It would seem that the majority on the US Supreme Court is conflicted about how to respond to the healthcare reform currently known as "Obamacare."
CNN’s legal correspondent Jeffrey Toobin listened to the high court’s deliberations this week and concluded that "this was a train wreck for the Obama administration. This law looks like it’s going to be struck down."
Not so fast, suggests the Wall Street Journal, which like most media pins the outcome on Justice Anthony "Swing" Kennedy. "Justice Kennedy’s early comment that the government carried a ‘heavy burden of justification’ showed considerable sympathy for the challengers," observed the Journal Tuesday. "But toward the end, one of his questions suggested that people who don’t carry health insurance are still engaged in the healthcare market—which is the central pillar of the government’s case."
It’s all so confusing. Or maybe not.
It is obvious enough that the barely cloaked political partisans who dominate the court would like very much to whack the Democratic president by declaring that critical components of his Patent Protection and Affordable Care Act—or, to borrow Vice President Biden’s technical terminology: Barack Obama’s "BFD"—are unconstitutional.
By the same token, the justices know that their conservative movement’s paymasters in the insurance and healthcare industries, and on Wall Street, are actually looking foward to the day when the government requires Americans to purchase insurance from for-profit insurance companies, and when Washington steps in as the guarantor of payments to those companies (and to for-profit healthcare concerns) on behalf of low-income Americans.
Tough call, indeed.
It is usually smart when such conflicts arise to bet on the corporate crowd, as they really do call most of the shots.

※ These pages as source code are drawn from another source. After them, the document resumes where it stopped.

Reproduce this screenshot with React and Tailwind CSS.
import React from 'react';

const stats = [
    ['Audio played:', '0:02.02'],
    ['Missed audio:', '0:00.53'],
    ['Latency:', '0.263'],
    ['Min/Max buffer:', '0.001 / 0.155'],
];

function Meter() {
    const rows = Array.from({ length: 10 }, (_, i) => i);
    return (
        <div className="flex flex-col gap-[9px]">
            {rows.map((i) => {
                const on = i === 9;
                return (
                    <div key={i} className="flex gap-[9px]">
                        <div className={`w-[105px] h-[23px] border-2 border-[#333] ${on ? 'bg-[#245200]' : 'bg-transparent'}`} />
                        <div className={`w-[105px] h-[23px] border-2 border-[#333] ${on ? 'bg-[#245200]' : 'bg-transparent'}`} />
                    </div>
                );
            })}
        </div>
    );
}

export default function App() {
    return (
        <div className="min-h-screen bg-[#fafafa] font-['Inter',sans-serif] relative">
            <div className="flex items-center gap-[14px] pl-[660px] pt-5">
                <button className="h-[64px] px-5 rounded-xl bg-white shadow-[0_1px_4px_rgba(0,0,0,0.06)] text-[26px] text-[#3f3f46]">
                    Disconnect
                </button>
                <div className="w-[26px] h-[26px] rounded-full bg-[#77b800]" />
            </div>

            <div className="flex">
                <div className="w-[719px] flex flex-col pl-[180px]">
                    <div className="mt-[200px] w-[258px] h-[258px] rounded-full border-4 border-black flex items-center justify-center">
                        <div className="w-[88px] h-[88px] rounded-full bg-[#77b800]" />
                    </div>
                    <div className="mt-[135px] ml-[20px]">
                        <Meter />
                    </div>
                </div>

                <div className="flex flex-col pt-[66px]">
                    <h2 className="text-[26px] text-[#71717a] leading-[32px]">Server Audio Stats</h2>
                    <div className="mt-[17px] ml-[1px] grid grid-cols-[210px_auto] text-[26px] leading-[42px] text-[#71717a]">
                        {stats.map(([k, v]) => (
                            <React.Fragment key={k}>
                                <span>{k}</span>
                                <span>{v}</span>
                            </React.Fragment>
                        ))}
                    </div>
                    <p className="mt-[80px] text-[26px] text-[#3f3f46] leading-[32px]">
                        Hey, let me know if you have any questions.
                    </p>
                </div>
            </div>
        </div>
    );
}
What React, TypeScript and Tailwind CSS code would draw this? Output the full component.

But on the outside chance that the court goes rogue—as some analysts are suggesting after two days of hearings on the plan that was approved by Congress and signed into law by the president—is that the end of healthcare reform?
Frankly, it could be the beginning.
It is not like a decision by the Supreme Court to scrap all or part of the current plan is going to make the crisis facing America’s dysfunctional healthcare "system" go away. In all likelihood, it would cause the crisis to become even more of, well, a crisis.